Idaho weighed in for this election as 27.75 percentage points more Republican than the national average and with 72.36 percent of the popular vote, made it Reagan's second strongest state after neighboring Utah.

Reagan won the election in Idaho with a resounding 46 point sweep-out landslide. His 72.36% vote share made it his second-best state in the nation, after neighboring Utah. The Mountain West in general had begun trending Republican in 1952, after having been a swing region that was critical for Democrats' hopes of winning the presidency between 1896 and 1948. In Idaho, this happened relatively quickly; in 1964, Barry Goldwater came within less than 2% of carrying Idaho, his closest near-win in the country. However, the trend accelerated, in Idaho and elsewhere, in 1980, as the incumbent president, Jimmy Carter, had been widely perceived as carrying out a 'war on the West' with his water, energy, and development policies. That year, Reagan exceeded the vote shares Eisenhower had received in 1952 and 1956, and that Nixon had received in 1972, in the Gem State, despite garnering only a bare majority nationally. In 1984, he improved even further, becoming the first (and thus far, the only) nominee of either party to crack 70% in the state since William Jennings Bryan in 1896.

Reagan exhibited strength throughout Idaho.

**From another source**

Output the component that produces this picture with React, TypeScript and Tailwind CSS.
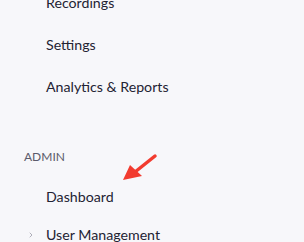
import { ChevronRight } from "lucide-react";

const TOP_ITEMS = ["Recordings", "Settings", "Analytics & Reports"];

function NavLink({ label, className = "" }: { label: string; className?: string }) {
  return (
    <a href="#" className={`block pl-[46px] text-[14.2px] text-[#232333] ${className}`}>
      {label}
    </a>
  );
}

export default function App() {
  return (
    <div
      className="relative w-[304px] h-[242px] overflow-hidden bg-[#f7f7fa]"
      style={{ fontFamily: "Lato, 'Open Sans', sans-serif" }}
    >
      <nav className="-mt-[18px]">
        {TOP_ITEMS.map((item) => (
          <NavLink key={item} label={item} className="leading-[42px]" />
        ))}

        {/* Admin section */}
        <div className="mt-[39px] pl-[24px] text-[12px] leading-[20px] text-[#5b5b6b]">ADMIN</div>
        <NavLink label="Dashboard" className="mt-[10px] leading-[39px]" />
        <div className="flex items-center leading-[38px]">
          <ChevronRight className="ml-[27px] w-[8px] h-[8px] text-[#8a8a99]" strokeWidth={2} />
          <a href="#" className="ml-[11px] text-[14.2px] text-[#232333]">
            User Management
          </a>
        </div>
      </nav>

      {/* annotation arrow */}
      <svg className="absolute left-[118px] top-[150px]" width="44" height="36" viewBox="0 0 44 36">
        <path d="M37 6 L17 22" stroke="#f23b2f" strokeWidth="3.5" strokeLinecap="round" />
        <path d="M5 30 L12 15 L24 26 Z" fill="#f23b2f" />
      </svg>
    </div>
  );
}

He got over 60% in all six of its most populous counties--Ada (Boise), Canyon (Nampa), Bonneville (Idaho Falls), Bannock (Pocatello), Kootenai (Coeur d'Alene), and Twin Falls (Twin Falls). In four of the six (including Ada, by far the largest), he got over 70%; and in one (Bonneville), he exceeded 80%. Amongst smaller counties, Reagan did particularly well in heavily Mormon southeast and south central Idaho, winning over 90% of the vote in Madison County (his strongest performance in any county in the country), and over 80% in Jefferson, Franklin, Cassia, Clark, Bear Lake, Caribou, Fremont, Minodoka, and Oneida Counties. However, his strength in the state was broad as well as deep; in only one county (Shoshone) did he fail to run up a double-digit margin over Mondale. Mondale's strength, relatively speaking, was concentrated in and around the Silver Valley region; he was able to break 40% only in Benewah, Latah, Nez Perce, Clearwater, and Shoshone Counties. This election is the most recent election in which the winner won every county in Idaho.

Democratic platform
Walter Mondale accepted the Democratic nomination for presidency after pulling narrowly ahead of Senator Gary Hart of Colorado and Rev. Jesse Jackson of Illinois - his main contenders during what would be a very contentious Democratic primary. During the campaign, Mondale was vocal about reduction of government spending, and, in particular, was vocal against heightened military spending on the nuclear arms race against the Soviet Union, which was reaching its peak on both sides in the early 1980s.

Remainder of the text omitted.